TASK DIRECTIONS
Below are the records; pull every line that includes "React".
╭──
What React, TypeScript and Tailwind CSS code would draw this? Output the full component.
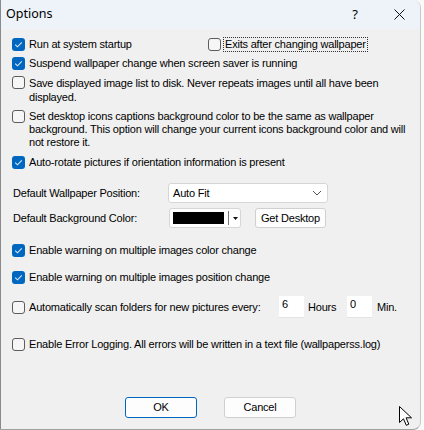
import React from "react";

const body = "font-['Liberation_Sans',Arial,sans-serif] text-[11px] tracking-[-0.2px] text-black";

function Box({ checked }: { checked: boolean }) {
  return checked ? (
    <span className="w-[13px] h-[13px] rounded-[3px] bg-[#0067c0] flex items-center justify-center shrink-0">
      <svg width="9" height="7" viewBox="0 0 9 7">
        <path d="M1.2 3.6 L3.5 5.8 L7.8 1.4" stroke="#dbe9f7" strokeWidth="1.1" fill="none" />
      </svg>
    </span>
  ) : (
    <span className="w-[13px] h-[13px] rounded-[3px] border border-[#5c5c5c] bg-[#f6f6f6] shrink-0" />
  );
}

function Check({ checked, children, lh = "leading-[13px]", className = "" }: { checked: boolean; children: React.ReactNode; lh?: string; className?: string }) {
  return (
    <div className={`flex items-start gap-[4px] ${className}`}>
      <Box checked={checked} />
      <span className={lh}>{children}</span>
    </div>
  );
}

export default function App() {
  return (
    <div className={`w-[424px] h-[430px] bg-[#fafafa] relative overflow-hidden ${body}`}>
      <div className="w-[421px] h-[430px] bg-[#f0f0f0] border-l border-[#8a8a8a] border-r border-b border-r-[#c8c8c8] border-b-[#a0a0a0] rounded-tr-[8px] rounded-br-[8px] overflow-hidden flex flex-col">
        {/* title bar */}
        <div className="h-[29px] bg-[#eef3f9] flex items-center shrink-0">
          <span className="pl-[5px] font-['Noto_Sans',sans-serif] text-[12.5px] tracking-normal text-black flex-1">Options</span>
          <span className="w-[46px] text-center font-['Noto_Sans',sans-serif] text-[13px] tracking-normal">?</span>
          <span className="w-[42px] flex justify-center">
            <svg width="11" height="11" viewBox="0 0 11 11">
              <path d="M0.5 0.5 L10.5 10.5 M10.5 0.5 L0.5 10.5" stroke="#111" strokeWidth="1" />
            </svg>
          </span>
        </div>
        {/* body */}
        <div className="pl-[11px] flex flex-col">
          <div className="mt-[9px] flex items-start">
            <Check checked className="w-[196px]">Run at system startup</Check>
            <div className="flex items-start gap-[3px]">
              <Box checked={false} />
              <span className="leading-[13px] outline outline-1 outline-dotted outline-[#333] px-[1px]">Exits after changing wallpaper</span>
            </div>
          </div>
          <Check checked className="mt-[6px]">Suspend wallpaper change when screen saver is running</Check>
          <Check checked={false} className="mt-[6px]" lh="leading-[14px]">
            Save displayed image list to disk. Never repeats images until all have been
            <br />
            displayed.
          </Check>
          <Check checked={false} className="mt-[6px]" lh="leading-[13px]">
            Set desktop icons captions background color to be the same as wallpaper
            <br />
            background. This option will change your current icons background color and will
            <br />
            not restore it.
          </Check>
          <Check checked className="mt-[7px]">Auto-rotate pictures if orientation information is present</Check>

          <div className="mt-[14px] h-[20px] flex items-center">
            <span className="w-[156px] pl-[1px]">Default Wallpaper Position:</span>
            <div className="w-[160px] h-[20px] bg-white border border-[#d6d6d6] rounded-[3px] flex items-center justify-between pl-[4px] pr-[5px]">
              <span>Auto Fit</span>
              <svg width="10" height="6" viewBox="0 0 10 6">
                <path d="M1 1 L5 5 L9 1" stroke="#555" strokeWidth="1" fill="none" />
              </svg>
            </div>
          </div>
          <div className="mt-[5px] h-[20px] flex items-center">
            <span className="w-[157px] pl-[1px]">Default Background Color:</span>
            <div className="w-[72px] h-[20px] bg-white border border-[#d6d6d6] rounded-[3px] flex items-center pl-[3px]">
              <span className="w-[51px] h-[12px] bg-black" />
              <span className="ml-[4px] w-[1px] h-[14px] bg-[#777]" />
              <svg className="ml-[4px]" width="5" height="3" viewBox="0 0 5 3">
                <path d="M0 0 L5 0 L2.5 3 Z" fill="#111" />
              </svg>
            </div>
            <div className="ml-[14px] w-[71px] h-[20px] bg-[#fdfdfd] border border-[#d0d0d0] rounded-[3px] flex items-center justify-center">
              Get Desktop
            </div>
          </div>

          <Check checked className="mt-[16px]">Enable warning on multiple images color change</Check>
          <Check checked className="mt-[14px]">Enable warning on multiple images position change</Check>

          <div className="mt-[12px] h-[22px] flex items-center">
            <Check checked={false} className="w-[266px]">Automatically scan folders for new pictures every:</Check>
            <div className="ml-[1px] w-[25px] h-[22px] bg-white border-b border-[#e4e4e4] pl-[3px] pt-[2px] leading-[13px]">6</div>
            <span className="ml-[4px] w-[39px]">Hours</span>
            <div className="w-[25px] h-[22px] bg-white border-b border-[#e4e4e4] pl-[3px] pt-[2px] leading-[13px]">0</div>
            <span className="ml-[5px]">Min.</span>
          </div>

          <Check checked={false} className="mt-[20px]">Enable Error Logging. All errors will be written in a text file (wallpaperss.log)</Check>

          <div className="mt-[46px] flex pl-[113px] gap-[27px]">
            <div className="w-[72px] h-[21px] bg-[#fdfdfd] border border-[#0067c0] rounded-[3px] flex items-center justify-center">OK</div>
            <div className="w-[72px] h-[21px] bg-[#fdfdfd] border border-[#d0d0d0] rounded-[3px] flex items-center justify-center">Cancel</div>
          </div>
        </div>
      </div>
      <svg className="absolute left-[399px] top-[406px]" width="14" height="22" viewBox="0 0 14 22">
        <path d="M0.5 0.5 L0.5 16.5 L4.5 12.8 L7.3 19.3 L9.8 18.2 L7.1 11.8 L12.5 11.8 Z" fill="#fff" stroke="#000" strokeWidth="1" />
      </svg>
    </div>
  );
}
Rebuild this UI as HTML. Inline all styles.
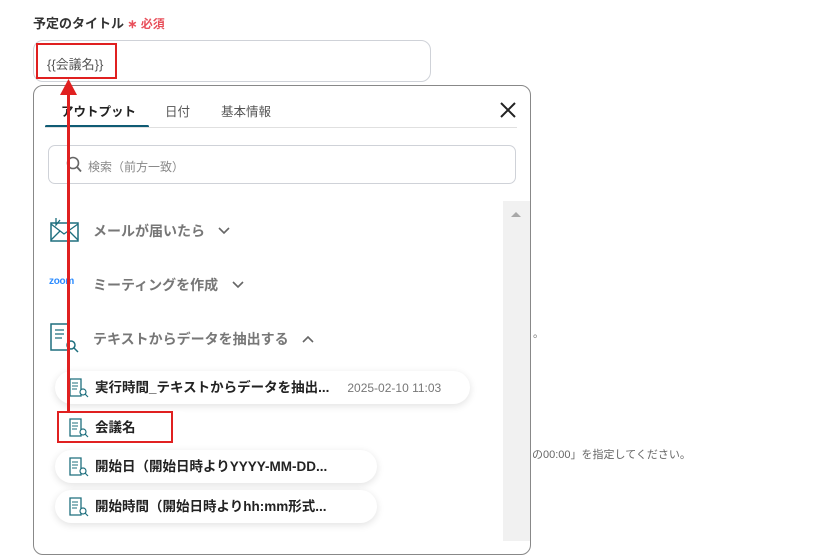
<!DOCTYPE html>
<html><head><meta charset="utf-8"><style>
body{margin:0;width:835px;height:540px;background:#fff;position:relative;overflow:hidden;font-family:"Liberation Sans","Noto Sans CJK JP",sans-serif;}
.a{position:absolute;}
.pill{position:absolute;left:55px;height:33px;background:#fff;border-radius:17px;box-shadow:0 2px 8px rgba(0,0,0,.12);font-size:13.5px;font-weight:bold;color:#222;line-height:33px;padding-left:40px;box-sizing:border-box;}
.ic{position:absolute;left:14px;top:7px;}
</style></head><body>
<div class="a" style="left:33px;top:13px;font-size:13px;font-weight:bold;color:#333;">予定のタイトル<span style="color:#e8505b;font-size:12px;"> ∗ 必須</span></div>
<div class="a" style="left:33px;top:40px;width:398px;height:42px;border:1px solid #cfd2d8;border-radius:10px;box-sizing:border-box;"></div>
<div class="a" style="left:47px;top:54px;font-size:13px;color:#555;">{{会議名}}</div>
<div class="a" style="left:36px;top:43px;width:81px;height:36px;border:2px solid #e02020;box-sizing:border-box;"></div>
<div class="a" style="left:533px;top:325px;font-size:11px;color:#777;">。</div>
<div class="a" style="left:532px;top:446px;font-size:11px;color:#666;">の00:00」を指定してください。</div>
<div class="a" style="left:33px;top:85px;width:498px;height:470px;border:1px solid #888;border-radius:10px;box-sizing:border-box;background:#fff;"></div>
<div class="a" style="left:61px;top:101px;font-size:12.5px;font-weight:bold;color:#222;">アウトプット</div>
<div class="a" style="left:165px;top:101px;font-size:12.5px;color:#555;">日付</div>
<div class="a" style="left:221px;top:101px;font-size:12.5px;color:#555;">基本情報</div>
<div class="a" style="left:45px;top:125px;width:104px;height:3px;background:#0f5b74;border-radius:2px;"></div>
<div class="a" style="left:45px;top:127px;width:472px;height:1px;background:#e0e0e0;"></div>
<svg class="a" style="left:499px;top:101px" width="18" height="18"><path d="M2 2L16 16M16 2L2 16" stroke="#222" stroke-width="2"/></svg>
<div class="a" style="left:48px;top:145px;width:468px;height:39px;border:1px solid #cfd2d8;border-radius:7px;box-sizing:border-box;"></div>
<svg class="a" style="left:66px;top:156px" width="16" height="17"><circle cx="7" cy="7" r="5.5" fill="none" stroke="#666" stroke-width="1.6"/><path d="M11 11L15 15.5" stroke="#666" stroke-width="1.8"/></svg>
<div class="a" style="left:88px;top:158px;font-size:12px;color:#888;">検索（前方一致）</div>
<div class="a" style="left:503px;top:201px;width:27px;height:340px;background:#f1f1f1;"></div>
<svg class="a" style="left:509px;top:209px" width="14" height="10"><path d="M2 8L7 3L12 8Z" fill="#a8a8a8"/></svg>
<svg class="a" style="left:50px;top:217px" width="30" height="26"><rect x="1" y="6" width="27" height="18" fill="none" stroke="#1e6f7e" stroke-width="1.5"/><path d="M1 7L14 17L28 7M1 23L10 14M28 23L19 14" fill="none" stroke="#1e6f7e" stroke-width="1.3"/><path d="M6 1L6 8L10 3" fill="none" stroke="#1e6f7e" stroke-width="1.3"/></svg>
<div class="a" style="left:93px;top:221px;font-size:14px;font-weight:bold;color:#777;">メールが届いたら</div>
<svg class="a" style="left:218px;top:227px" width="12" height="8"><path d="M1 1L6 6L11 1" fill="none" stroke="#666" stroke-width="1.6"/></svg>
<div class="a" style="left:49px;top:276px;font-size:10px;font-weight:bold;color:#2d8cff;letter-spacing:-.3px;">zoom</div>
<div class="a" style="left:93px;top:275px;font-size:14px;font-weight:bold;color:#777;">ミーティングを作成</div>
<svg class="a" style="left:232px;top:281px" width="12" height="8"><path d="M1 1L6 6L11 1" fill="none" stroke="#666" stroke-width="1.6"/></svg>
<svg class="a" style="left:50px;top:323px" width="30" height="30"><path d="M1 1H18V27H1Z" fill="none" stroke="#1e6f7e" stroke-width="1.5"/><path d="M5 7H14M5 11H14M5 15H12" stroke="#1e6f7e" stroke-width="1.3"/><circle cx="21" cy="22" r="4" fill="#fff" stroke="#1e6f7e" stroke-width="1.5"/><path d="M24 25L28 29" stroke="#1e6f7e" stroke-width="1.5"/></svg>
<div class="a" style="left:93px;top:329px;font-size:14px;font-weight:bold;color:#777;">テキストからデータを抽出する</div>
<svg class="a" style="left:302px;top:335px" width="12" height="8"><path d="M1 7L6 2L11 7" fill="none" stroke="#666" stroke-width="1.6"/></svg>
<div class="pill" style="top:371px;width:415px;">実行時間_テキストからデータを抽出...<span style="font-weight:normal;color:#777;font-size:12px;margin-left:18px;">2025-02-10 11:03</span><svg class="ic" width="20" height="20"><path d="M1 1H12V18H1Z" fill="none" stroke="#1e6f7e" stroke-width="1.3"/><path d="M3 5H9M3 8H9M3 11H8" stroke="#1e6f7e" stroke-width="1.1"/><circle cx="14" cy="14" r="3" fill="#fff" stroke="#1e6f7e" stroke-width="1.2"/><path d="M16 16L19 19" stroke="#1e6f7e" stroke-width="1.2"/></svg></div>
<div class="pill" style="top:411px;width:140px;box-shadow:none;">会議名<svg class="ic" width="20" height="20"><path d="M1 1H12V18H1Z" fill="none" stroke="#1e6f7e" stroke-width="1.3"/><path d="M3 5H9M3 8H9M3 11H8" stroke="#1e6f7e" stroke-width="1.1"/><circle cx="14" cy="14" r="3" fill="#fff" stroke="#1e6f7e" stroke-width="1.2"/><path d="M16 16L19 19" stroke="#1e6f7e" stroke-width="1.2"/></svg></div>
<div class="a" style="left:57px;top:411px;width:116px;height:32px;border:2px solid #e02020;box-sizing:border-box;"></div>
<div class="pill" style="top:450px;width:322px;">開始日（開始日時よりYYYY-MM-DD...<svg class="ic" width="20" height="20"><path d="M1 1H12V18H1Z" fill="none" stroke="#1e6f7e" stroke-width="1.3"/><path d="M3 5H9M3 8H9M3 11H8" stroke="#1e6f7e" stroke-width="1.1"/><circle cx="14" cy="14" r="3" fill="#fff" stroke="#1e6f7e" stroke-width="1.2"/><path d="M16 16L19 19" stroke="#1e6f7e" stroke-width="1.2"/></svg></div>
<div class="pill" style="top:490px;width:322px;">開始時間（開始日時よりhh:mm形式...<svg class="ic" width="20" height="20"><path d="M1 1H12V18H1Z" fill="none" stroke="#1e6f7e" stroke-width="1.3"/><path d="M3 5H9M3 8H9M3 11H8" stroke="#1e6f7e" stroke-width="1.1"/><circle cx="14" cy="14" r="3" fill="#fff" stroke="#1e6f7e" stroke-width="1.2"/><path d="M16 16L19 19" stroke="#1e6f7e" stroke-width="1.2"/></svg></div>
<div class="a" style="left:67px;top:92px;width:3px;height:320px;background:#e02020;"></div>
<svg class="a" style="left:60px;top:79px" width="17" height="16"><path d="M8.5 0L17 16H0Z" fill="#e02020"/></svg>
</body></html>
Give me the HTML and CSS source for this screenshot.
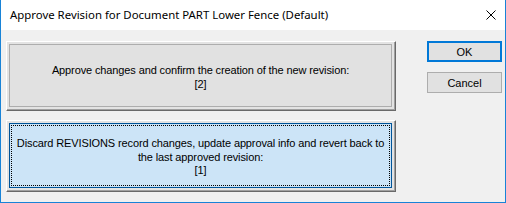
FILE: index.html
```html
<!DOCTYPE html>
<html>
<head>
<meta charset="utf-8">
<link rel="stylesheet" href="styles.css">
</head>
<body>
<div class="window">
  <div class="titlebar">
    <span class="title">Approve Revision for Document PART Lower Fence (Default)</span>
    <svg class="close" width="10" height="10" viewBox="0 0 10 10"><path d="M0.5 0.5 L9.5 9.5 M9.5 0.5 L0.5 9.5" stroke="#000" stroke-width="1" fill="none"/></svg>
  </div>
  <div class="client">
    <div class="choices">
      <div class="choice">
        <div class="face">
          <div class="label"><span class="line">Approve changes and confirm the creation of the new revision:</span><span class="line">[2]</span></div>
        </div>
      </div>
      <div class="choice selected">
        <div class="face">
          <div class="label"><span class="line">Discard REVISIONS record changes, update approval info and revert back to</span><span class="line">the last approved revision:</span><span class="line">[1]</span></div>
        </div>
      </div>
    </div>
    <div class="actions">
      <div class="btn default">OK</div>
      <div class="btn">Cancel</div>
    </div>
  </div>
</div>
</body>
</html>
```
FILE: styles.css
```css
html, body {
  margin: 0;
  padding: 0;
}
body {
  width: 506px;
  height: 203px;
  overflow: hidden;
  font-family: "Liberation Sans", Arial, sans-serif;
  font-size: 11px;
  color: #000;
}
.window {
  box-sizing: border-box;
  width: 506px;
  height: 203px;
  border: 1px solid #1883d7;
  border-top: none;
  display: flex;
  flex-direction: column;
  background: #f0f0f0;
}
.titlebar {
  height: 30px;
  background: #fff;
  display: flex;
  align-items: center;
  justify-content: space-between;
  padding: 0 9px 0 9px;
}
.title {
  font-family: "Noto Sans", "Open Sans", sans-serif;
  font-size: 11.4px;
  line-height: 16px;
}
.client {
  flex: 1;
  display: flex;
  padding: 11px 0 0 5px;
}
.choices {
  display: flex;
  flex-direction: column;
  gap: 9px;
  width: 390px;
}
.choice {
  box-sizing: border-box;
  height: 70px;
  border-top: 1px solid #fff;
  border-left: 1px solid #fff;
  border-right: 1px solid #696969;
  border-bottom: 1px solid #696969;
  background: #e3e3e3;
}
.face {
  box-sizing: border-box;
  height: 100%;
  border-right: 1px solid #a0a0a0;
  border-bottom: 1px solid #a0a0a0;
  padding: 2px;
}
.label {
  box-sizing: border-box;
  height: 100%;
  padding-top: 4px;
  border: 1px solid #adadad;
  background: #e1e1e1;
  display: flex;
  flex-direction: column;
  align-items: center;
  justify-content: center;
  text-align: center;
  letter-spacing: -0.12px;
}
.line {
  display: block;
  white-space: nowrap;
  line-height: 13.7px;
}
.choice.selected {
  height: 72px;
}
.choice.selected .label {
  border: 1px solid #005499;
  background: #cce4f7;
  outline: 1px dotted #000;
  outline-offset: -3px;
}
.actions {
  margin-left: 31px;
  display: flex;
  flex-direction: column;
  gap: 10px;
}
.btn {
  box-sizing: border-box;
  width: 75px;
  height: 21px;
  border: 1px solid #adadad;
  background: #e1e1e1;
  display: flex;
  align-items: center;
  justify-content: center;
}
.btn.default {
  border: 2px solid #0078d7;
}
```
╰──
ANSWER TO THE PROBLEM
What React, TypeScript and Tailwind CSS code would draw this? Output the full component.
import React from "react";
function Check({ checked, children, lh = "leading-[13px]", className = "" }: { checked: boolean; children: React.ReactNode; lh?: string; className?: string }) {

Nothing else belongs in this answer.